Дальнейший его жизненный путь особого интереса не представляет. Он вернулся в дом своего покровителя, Беренса, который обращался с ним в высшей степени бережно и немедленно вступил в заговор с Кантом с целью выбить для него какую-нибудь должность. Кант предложил написать вдвоем с Хаманном учебник по физике, однако разница в подходах сделала сотрудничество невозможным[43]. Хаманн попросил руки Катарины, сестры Беренса, но потом отозвал свое предложение, поскольку брат невесты наложил на свадьбу вето. Он съездил пару раз в гости к друзьям, таким же, как и он, обитателям балтийского прибрежья, а потом устроился на скверно оплачиваемую должность в департаменте, который ведал обороной и коронными землями.

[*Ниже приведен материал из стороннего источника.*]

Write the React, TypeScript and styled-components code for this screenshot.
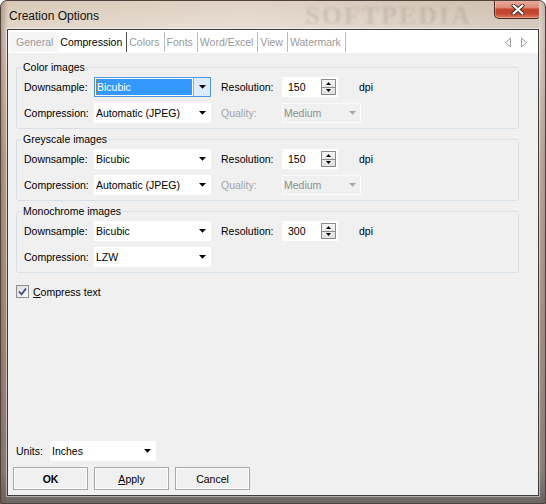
import styled, { createGlobalStyle } from "styled-components";

const GlobalStyle = createGlobalStyle`
    html, body {
        margin: 0;
        padding: 0;
        background: #ffffff;
    }
    body {
        font-family: "Liberation Sans", Arial, sans-serif;
        font-size: 10.5px;
        color: #000;
    }
`

const Window = styled.div`
    width: 546px;
    height: 504px;
    box-sizing: border-box;
    display: flex;
    flex-direction: column;
    padding: 0 6px 7px 6px;
    border: 1px solid #4d433c;
    border-radius: 7px 7px 0 0;
    overflow: hidden;
    background:
        linear-gradient(90deg, rgba(110, 70, 50, 0.4) 0px, rgba(110, 70, 50, 0) 7px, rgba(0, 0, 0, 0) 538px, rgba(70, 70, 70, 0.25) 546px),
        linear-gradient(180deg, #d9c8b7 0px, #e3d7ca 28px, #c4ad9c 160px, #ad9585 330px, #8e8782 470px, #6a6663 504px);
`

const TitleBar = styled.div`
    height: 28px;
    display: flex;
    align-items: flex-start;
    overflow: hidden;
    background: linear-gradient(90deg, rgba(255, 255, 255, 0) 0%, rgba(255, 255, 255, 0.2) 45%, rgba(120, 115, 110, 0.12) 100%);
`

const Title = styled.div`
    margin: 8px 0 0 2px;
    font-size: 12px;
    line-height: 14px;
    color: #111;
`

const Watermark = styled.div`
    margin: 3px 22px 0 auto;
    font-family: "Liberation Serif", serif;
    font-weight: bold;
    font-size: 26px;
    line-height: 24px;
    letter-spacing: 2px;
    color: rgba(95, 85, 75, 0.15);
    filter: blur(1.2px);
    white-space: nowrap;
`

const CloseButton = styled.div`
    width: 47px;
    height: 19px;
    box-sizing: border-box;
    margin: -1px -2px 0 0;
    border: 1px solid #4a2720;
    border-top: none;
    border-radius: 0 0 5px 5px;
    background: linear-gradient(180deg, #eab0a2 0%, #dc8a76 42%, #c2442b 52%, #c34b33 78%, #e07b5e 100%);
    box-shadow: inset 0 0 0 1px rgba(255, 255, 255, 0.3);
    display: flex;
    align-items: center;
    justify-content: center;
    flex-shrink: 0;
`

const Client = styled.div`
    flex: 1;
    min-height: 0;
    display: flex;
    flex-direction: column;
    background: #f0f0f0;
    border: 1px solid #3d3d3d;
    box-shadow: 0 0 0 1px rgba(255, 255, 255, 0.45);
`

const TabStrip = styled.div`
    height: 23px;
    box-sizing: border-box;
    padding: 2px 10px 1px 2px;
    background: #ffffff;
    display: flex;
    align-items: stretch;
`

const Tab = styled.div<{ $active?: boolean; $first?: boolean }>`
    display: flex;
    align-items: center;
    padding: ${({ $first }) => ($first ? "0 5px 0 6px" : "0 4px 0 2px")};
    background: ${({ $first }) => ($first ? "#f5f5f5" : "#ffffff")};
    color: ${({ $active }) => ($active ? "#000" : "#9a9a9a")};
    border-right: ${({ $first, $active }) =>
        $first ? "none" : $active ? "1px solid #4a4a4a" : "1px solid #bcbcbc"};
    white-space: nowrap;
`

const TabArrows = styled.div`
    margin-left: auto;
    display: flex;
    align-items: center;
`

const Content = styled.div`
    flex: 1;
    display: flex;
    flex-direction: column;
    gap: 4px;
    padding: 8px 19px 0 8px;
`

const Group = styled.fieldset`
    margin: 0;
    padding: 3px 0 5px 7px;
    border: 1px solid #d5dfe5;
    border-radius: 3px;
    display: flex;
    flex-direction: column;
    gap: 6px;
    min-width: 0;
`

const GroupTitle = styled.legend`
    margin-left: -2px;
    padding: 0 1px;
    font-size: 10.5px;
    line-height: 13px;
`

const Row = styled.div`
    height: 20px;
    display: flex;
    align-items: center;
`

const FieldLabel = styled.span<{ $w: number; $gap?: number; $disabled?: boolean }>`
    width: ${({ $w }) => $w}px;
    margin-left: ${({ $gap }) => $gap ?? 0}px;
    flex-shrink: 0;
    color: ${({ $disabled }) => ($disabled ? "#a3a3a3" : "#000")};
    white-space: nowrap;
`

const ComboBox = styled.div<{ $w: number; $focused?: boolean; $disabled?: boolean }>`
    width: ${({ $w }) => $w}px;
    height: 20px;
    box-sizing: border-box;
    display: flex;
    flex-shrink: 0;
    background: ${({ $disabled }) => ($disabled ? "#f0f0f0" : "#ffffff")};
    border: 1px solid ${({ $focused, $disabled }) =>
        $focused ? "#4d97e2" : $disabled ? "#fbfbfb" : "#ffffff"};
    color: ${({ $disabled }) => ($disabled ? "#8e8e8e" : "#000")};
`

const ComboText = styled.div<{ $focused?: boolean }>`
    flex: 1;
    display: flex;
    align-items: center;
    padding-left: 1px;
    margin: ${({ $focused }) => ($focused ? "1px 0 1px 1px" : "0")};
    background: ${({ $focused }) => ($focused ? "#3399ff" : "transparent")};
    color: ${({ $focused }) => ($focused ? "#fff" : "inherit")};
    outline: ${({ $focused }) => ($focused ? "1px dotted #c07a20" : "none")};
    outline-offset: -1px;
    white-space: nowrap;
    overflow: hidden;
`

const ComboButton = styled.div<{ $focused?: boolean }>`
    width: 16px;
    flex-shrink: 0;
    display: flex;
    align-items: center;
    justify-content: center;
    margin-left: ${({ $focused }) => ($focused ? "1px" : "0")};
    background: ${({ $focused }) => ($focused ? "#dcecfc" : "transparent")};
    border-left: 1px solid ${({ $focused }) => ($focused ? "#7eb4ea" : "transparent")};
`

const SpinBox = styled.div`
    width: 56px;
    height: 20px;
    box-sizing: border-box;
    display: flex;
    align-items: center;
    padding: 0 2px 0 6px;
    background: #ffffff;
    flex-shrink: 0;
`

const SpinValue = styled.div`
    flex: 1;
`

const SpinButtons = styled.div`
    width: 15px;
    height: 16px;
    box-sizing: border-box;
    display: flex;
    flex-direction: column;
    border: 1px solid #8a8a8a;
    background: linear-gradient(180deg, #f6f6f6, #e2e2e2);
`

const SpinHalf = styled.div<{ $top?: boolean }>`
    flex: 1;
    display: flex;
    align-items: center;
    justify-content: center;
    border-bottom: ${({ $top }) => ($top ? "1px solid #8a8a8a" : "none")};
`

const Unit = styled.span`
    margin-left: 21px;
`

const CheckRow = styled.label`
    margin-top: 8px;
    display: flex;
    align-items: center;
    gap: 4px;
`

const CheckBox = styled.div`
    width: 13px;
    height: 13px;
    box-sizing: border-box;
    border: 1px solid #8e8f8f;
    background: linear-gradient(135deg, #dcdcdc, #fbfbfb);
    display: flex;
    align-items: center;
    justify-content: center;
`

const Footer = styled.div`
    display: flex;
    flex-direction: column;
    gap: 6px;
    padding: 0 0 5px 5px;
`

const UnitsRow = styled(Row)`
    margin-left: 3px;
`

const ButtonRow = styled.div`
    display: flex;
    gap: 6px;
`

const Button = styled.div<{ $default?: boolean }>`
    width: 75px;
    height: 23px;
    box-sizing: border-box;
    display: flex;
    align-items: center;
    justify-content: center;
    border: 1px solid #a8a8a8;
    background: #f0f0f0;
    box-shadow: inset 0 0 0 1px #fafafa;
    font-weight: ${({ $default }) => ($default ? "bold" : "normal")};
`

const Arrow = ({ color = "#000" }: { color?: string }) => (
    <svg width="7" height="4" viewBox="0 0 7 4">
        <polygon points="0,0 7,0 3.5,3.8" fill={color} />
    </svg>
)

const SmallArrow = ({ up }: { up?: boolean }) => (
    <svg width="5" height="3" viewBox="0 0 5 3">
        <polygon points={up ? "0,3 5,3 2.5,0" : "0,0 5,0 2.5,3"} fill="#000" />
    </svg>
)

interface ComboProps {
    value: string;
    width: number;
    focused?: boolean;
    disabled?: boolean;
}

const Combo = ({ value, width, focused, disabled }: ComboProps) => (
    <ComboBox $w={width} $focused={focused} $disabled={disabled}>
        <ComboText $focused={focused}>{value}</ComboText>
        <ComboButton $focused={focused}>
            <Arrow color={disabled ? "#a8a8a8" : "#000"} />
        </ComboButton>
    </ComboBox>
)

const Spin = ({ value }: { value: string }) => (
    <SpinBox>
        <SpinValue>{value}</SpinValue>
        <SpinButtons>
            <SpinHalf $top><SmallArrow up /></SpinHalf>
            <SpinHalf><SmallArrow /></SpinHalf>
        </SpinButtons>
    </SpinBox>
)

interface ImageGroupProps {
    title: string;
    resolution: string;
    compression: string;
    quality?: boolean;
    downsampleFocused?: boolean;
}

const ImageGroup = ({ title, resolution, compression, quality, downsampleFocused }: ImageGroupProps) => (
    <Group>
        <GroupTitle>{title}</GroupTitle>
        <Row>
            <FieldLabel $w={70}>Downsample:</FieldLabel>
            <Combo value="Bicubic" width={117} focused={downsampleFocused} />
            <FieldLabel $w={61} $gap={10}>Resolution:</FieldLabel>
            <Spin value={resolution} />
            <Unit>dpi</Unit>
        </Row>
        <Row>
            <FieldLabel $w={70}>Compression:</FieldLabel>
            <Combo value={compression} width={117} />
            {quality && <>
                <FieldLabel $w={61} $gap={10} $disabled>Quality:</FieldLabel>
                <Combo value="Medium" width={79} disabled />
            </>}
        </Row>
    </Group>
)

const tabs = ["General", "Compression", "Colors", "Fonts", "Word/Excel", "View", "Watermark"];

const App = () => {
    return <>
        <GlobalStyle />
        <Window>
            <TitleBar>
                <Title>Creation Options</Title>
                <Watermark>SOFTPEDIA</Watermark>
                <CloseButton>
                    <svg width="14" height="11" viewBox="0 0 14 11">
                        <path d="M2.5 1.5 L11.5 9.5 M11.5 1.5 L2.5 9.5" stroke="#3a2a26" strokeWidth="4" strokeLinecap="round" />
                        <path d="M2.5 1.5 L11.5 9.5 M11.5 1.5 L2.5 9.5" stroke="#ffffff" strokeWidth="2.2" strokeLinecap="round" />
                    </svg>
                </CloseButton>
            </TitleBar>
            <Client>
                <TabStrip>
                    {tabs.map((t, i) => (
                        <Tab key={t} $first={i === 0} $active={i === 1}>{t}</Tab>
                    ))}
                    <TabArrows>
                        <svg width="24" height="11" viewBox="0 0 24 11">
                            <path d="M6.5 1 L1.5 5.5 L6.5 10 Z" fill="none" stroke="#a0a0a0" />
                            <path d="M17.5 1 L22.5 5.5 L17.5 10 Z" fill="none" stroke="#a0a0a0" />
                        </svg>
                    </TabArrows>
                </TabStrip>
                <Content>
                    <ImageGroup title="Color images" resolution="150" compression="Automatic (JPEG)" quality downsampleFocused />
                    <ImageGroup title="Greyscale images" resolution="150" compression="Automatic (JPEG)" quality />
                    <ImageGroup title="Monochrome images" resolution="300" compression="LZW" />
                    <CheckRow>
                        <CheckBox>
                            <svg width="11" height="11" viewBox="0 0 11 11">
                                <path d="M2 5.5 L4.5 8.3 L9 2.5" fill="none" stroke="#3b4d7e" strokeWidth="1.8" />
                            </svg>
                        </CheckBox>
                        <span><u>C</u>ompress text</span>
                    </CheckRow>
                </Content>
                <Footer>
                    <UnitsRow>
                        <FieldLabel $w={34}>Units:</FieldLabel>
                        <Combo value="Inches" width={106} />
                    </UnitsRow>
                    <ButtonRow>
                        <Button $default>OK</Button>
                        <Button><span><u>A</u>pply</span></Button>
                        <Button>Cancel</Button>
                    </ButtonRow>
                </Footer>
            </Client>
        </Window>
    </>
}

export default App;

Какое-то время он был на службе, но доход эта служба приносила уж слишком незначительный, даже если принять во внимание общую умеренность его запросов: он всегда был не дурак поесть и выпить, но прочие радости жизни мало его интересовали. Он вернулся в отцовский дом и стал сотрудничать с Königsbergsche Gelehrte und Politische Zeitungen: газету финансировал книготорговец Кантер, который всегда был к нему очень добр, одалживал ему книги и вообще всячески поддерживал. Он начал публиковать свои странные, но по-своему захватывающие памфлеты: фрагменты, неоконченные эссе, основанные на этаком причудливом сплаве философии, литературной критики, филологии, истории и личных наблюдений, и привлек внимание берлинских эрудитов, которые попытались завлечь сей странный талант в свой круг – безуспешно, как им в скорости предстояло понять. Жениться он так и не женился, но стал жить с одной из отцовских служанок, которой был верен всю жизнь и с которой прижил четверых детей. Она была женщина простая, неграмотная и очень домашняя, и он охотно всеми этими ее качествами пользовался в качестве предлога для того, чтобы отказываться от предложений, которые могли бы поставить ее в неловкое положение. Он оставил журналистику и вернулся к государственной службе, поступив чиновником в управление по акцизам и таможенным сборам, возглавляемое в те времена одним из Фридриховых французских всезнаек, с которым Хаманн находился в самых худших из всех возможных отношений. К тому времени он уже успел свести знакомство с Гердером, который превратился в его самого верного и самозабвенного ученика: по мере того как сам Гердер становился все более знаменитым и влиятельным, он все шире распространял слово учителя своего по всем немецкоговорящим землям.